En Cameron la cita es un punto de partida sin mayores complicaciones barrocas. Terminator o Aliens son obvias mezclas de otros referentes, pero que le sirven para construir cintas de tensión y horror, de technoir y nueva fantasía bélica.: el reto en Cameron siempre está en el enfrentamiento de sus personajes contra algo grandioso, imposible. De Avatar hablaremos esta navidad, pero ahora vamos a por Zemeckis, cuyas tres últimas películas se realizan usando rotoscopia y, lejos de incidir en un hiperrealismo imposible, aciertan en las texturas, pero fallan en los movimientos y las facciones y resultan un híbrido feísta, zombificado.
De estas tres películas (las otras dos son Polar Express y Beowulf) esta es, indudablemente, la mejor.

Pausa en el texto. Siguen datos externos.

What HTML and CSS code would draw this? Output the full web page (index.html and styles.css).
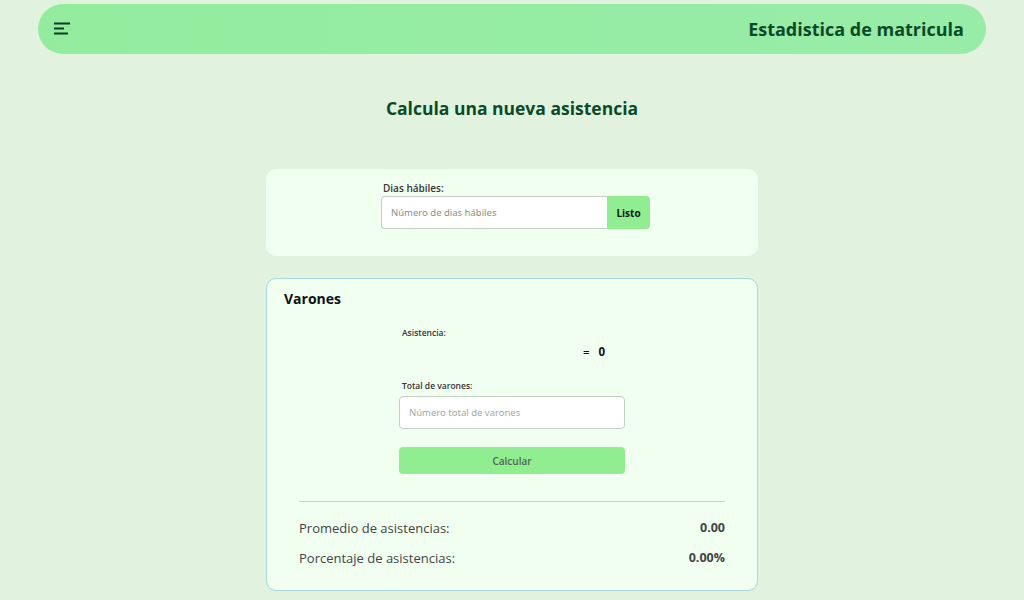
FILE: index.html
```html
<!DOCTYPE html>
<html lang="es">
<head>
<meta charset="utf-8">
<title>Estadistica de matricula</title>
<link rel="stylesheet" href="styles.css">
</head>
<body>
<header class="topbar">
  <button class="menu-btn" aria-label="Menú">
    <svg width="16" height="14" viewBox="0 0 16 14"><path d="M0 1.5h16M0 6.5h10M0 11.5h14" stroke="#0b3d24" stroke-width="2" fill="none"/></svg>
  </button>
  <h1 class="brand">Estadistica de matricula</h1>
</header>
<main class="main">
  <h2 class="page-title">Calcula una nueva asistencia</h2>
  <section class="card card-days">
    <div class="days-form">
      <label class="field-label">Dias hábiles:</label>
      <div class="input-group">
        <input class="text-input group-input" type="text" placeholder="Número de dias hábiles">
        <button class="btn-listo">Listo</button>
      </div>
    </div>
  </section>
  <section class="card card-calc">
    <h3 class="card-title">Varones</h3>
    <div class="calc-form">
      <label class="small-label">Asistencia:</label>
      <div class="result-row"><span class="eq">=</span><span class="res">0</span></div>
      <label class="small-label">Total de varones:</label>
      <input class="text-input full-input" type="text" placeholder="Número total de varones">
      <button class="btn-calc">Calcular</button>
    </div>
    <div class="stats">
      <div class="stat-row"><span>Promedio de asistencias:</span><strong>0.00</strong></div>
      <div class="stat-row"><span>Porcentaje de asistencias:</span><strong>0.00%</strong></div>
    </div>
  </section>
</main>
</body>
</html>
```
FILE: styles.css
```css
* { box-sizing: border-box; }
html, body { margin: 0; padding: 0; }
body {
  background: #e1f3de;
  font-family: "Open Sans", "Noto Sans", sans-serif;
  color: #222;
  height: 600px;
  overflow: hidden;
}
.topbar {
  margin: 4px 38px 0;
  height: 50px;
  border-radius: 25px;
  background: linear-gradient(90deg, #93ec9e, #98eca8);
  display: flex;
  align-items: center;
  justify-content: space-between;
  padding: 0 22px 0 16px;
}
.menu-btn {
  background: none;
  border: none;
  padding: 0;
  width: 16px;
  height: 14px;
  display: flex;
  cursor: pointer;
}
.brand {
  margin: 0;
  font-size: 18px;
  font-weight: 700;
  color: #0b4a28;
}
.main {
  display: flex;
  flex-direction: column;
  align-items: center;
}
.page-title {
  margin: 41px 0 48px;
  font-size: 17.5px;
  font-weight: 700;
  color: #0b4a28;
  line-height: 26px;
}
.card {
  width: 492px;
  background: #f0fff0;
  border-radius: 10px;
}
.card-days {
  height: 87px;
  padding-top: 12px;
  display: flex;
  justify-content: center;
}
.days-form {
  width: 269px;
  margin-left: 7px;
}
.field-label {
  display: block;
  font-size: 10px;
  font-weight: 600;
  color: #333;
  margin: 0 0 1px 2px;
  line-height: 14px;
}
.input-group {
  display: flex;
  height: 33px;
}
.text-input {
  font-family: "Noto Sans", "Open Sans", sans-serif;
  font-size: 9.5px;
  border: 1px solid #c4cfc4;
  background: #fff;
  padding: 0 9px;
  outline: none;
}
.text-input::placeholder { color: #8a8f8a; }
.group-input {
  flex: 1;
  border-radius: 4px 0 0 4px;
  border-right: none;
}
.btn-listo {
  width: 43px;
  border: none;
  background: #90ee90;
  border-radius: 0 4px 4px 0;
  font-family: "Open Sans", sans-serif;
  font-weight: 700;
  font-size: 10px;
  color: #111;
  padding: 0;
}
.card-calc {
  margin-top: 22px;
  height: 313px;
  border: 1px solid #a9d7dc;
  padding: 10px 17px 0;
}
.card-title {
  margin: 0;
  font-size: 14px;
  font-weight: 700;
  color: #111;
  line-height: 20px;
}
.calc-form {
  width: 226px;
  margin: 0 auto 0;
  padding-top: 18px;
  display: flex;
  flex-direction: column;
}
.small-label {
  font-size: 8.5px;
  font-weight: 600;
  color: #333;
  line-height: 12px;
  margin-left: 3px;
}
.result-row {
  height: 22px;
  display: flex;
  align-items: center;
  margin: 1px 0 18px;
  padding-left: 184px;
  font-size: 11.5px;
  font-weight: 700;
  color: #111;
}
.eq { font-weight: 600; margin-right: 9px; }
.full-input {
  height: 33px;
  margin-top: 4px;
  border-radius: 4px;
}
.text-input.full-input::placeholder { color: #a3a8a3; }
.btn-calc {
  margin-top: 18px;
  height: 27px;
  border: none;
  border-radius: 4px;
  background: #90ee90;
  font-family: "Open Sans", sans-serif;
  font-size: 10px;
  font-weight: 600;
  color: #566356;
}
.stats {
  margin: 27px 15px 0;
  border-top: 1px solid #b9d6d2;
  padding-top: 17px;
}
.stat-row {
  display: flex;
  justify-content: space-between;
  font-size: 13px;
  color: #444;
  line-height: 18px;
  margin-bottom: 12px;
}
.stat-row strong { font-weight: 700; color: #444; font-size: 12.5px; }
```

Las tres desprenden la misma idea: volver sobre materiales del pasado, sea reciente (Polar Express es la adaptación de un cuento reciente, pero su espíritu es el de continuar y narrar el descubrimiento de Santa Claus) o más antiguos (la vieja leyenda de Beowulf), en clave hiperrealista y de una fidelidad extraña. De las tres, esta tiene el guión de mayor interés y, no es casual, viene firmado por Zemeckis.
Las concesiones al sistema tridimensional hacen que la película fuerce momentos de montaña rusa, pero el resultado es desconcertante y con algunos fallos lamentables: el Tiny Tim de la película no es ni la mitad de conmovedor que el Tiny Tim animado y concebido a la manera de Mickey de la versión Disney. Pero el triunfo llega en Carrey cuya interpretación de Scrooge y de los fantasmas propone un sugerente diálogo icónico entre las facetas histriónicas del actor y la obra de Dickens, aquí trasladada con reverencia y con agudísimas soluciones visuales (como la aparición del último fantasma, o el respeto a la impresionante línea inicial y a su prólogo o la visita, en cámara subjetiva, a la mansión del sobrino con planos simétricos) y que dan una coherencia inédita a la técnica para esta obra.
Zemeckis capta lo lúgubre de Dickens y no fuerza la caricatura puesto que la reproduce usando el hiperrealismo: hay algo extraño y apasionante cuando uno ve en tres dimensiones el rostro calculadísimo de Scrooge moviéndose en los copos de nieve. Pero su apuesta por una estética extraña le fuerza a momentos frenéticos que descomponen la película y la convierten en otra versión del Cuento de Navidad que certifica que en el cine no es posible una lectura final ni usando la más aguda de las miradas.